■プレイヤーが告げるのは、優しい嘘か真実か「キナイとロミア」

 また最新作『ドラゴンクエストXI 過ぎ去りし時を求めて』に登場する美しい人魚・ロミアと、ナギムナー村の漁師であるキナイ・ユキの恋物語も悲しかった。

 一度迷い込むと抜け出すことができないといわれている「白の入り江」で、1人佇んでいるロミアと出会うことで、プレイヤーは彼らの悲しい恋物語を知ることになる。必ず迎えに来ると約束したキナイが戻ってこないので、様子を見てきてほしいという依頼を受けることになるのだ。

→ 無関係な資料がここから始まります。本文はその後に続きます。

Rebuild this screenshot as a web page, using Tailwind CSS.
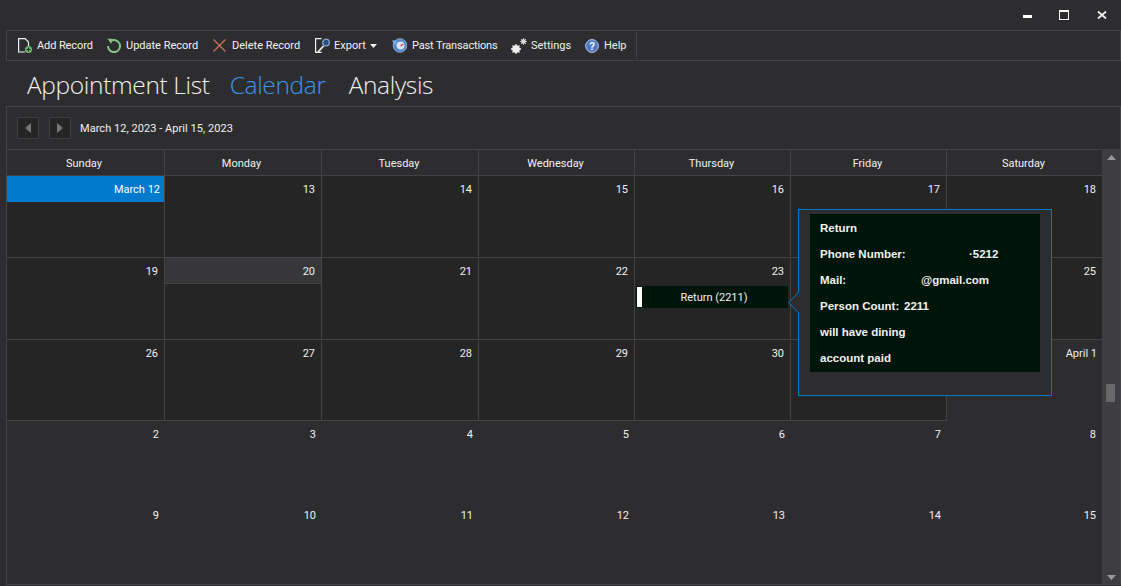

 実は、彼らが約束したのは遥か昔、50年前の出来事だった。漁に出て嵐に遭遇したキナイを、ロミアが助けたことで2人は出会った。結婚を約束するまでに愛を誓った2人だったが、キナイには村長の娘であるダナトラという婚約者がいた。

 そこでキナイは村長に事情を説明するために、一度ナギムナー村に戻ったのだった。しかし、村長からの許しが得られないばかりか、しじまヶ浜の小屋に軟禁され、船を燃やされてしまい、二度とロミアのもとに行くことができなくなってしまう。

 その後、ダナトラは別の男性と結婚し赤ん坊を生んだものの、夫を事故で亡くしたことで、母子心中を図ったのだ。それに気づいたキナイだったが、赤ん坊しか助け出すことはできなかった。キナイは、自身の行いを悔い改めるため、その赤ん坊の父親となることを決意し、ロミアとの永遠の別れを誓った。何も知らないロミアが、50年という月日を1人、白の入り江で待っているということも知らずに……。

 すでにキナイは亡くなっているという真相を知った主人公たちがロミアのもとに戻ると、「キナイは迎えにきてくれると ロミアに ウソをつきますか?」という選択肢が現れ「はい」と「いいえ」を選択することができる。突然の選択肢に、驚き困惑した読者も多いのではないだろうか。

「はい」を選択すると、ロミアは主人公たちの言葉を信じ、たった1人、待ち続けるという、優しくも残酷な結末を迎えることになる。

 一方、「いいえ」を選択した場合には……。専用のムービーシーンが用意されており、思わず涙してしまう恋物語の結末となっているため、ぜひ実際にプレイして見てみることをおすすめしたい。

 以上『ドラクエ』作品の、悲しい恋物語を紹介した。実は、意外と『ドラクエ』作品ではキャラクターたちの恋模様が描かれている。『ドラクエ1』の主人公とローラ姫にはじまり、『ドラクエ5』『ドラクエ8』『ドラクエ11』では結婚イベントまで用意されている。恋愛要素が好きな方はぜひ、これらのナンバリングタイトルをプレイしてみてはいかがだろうか。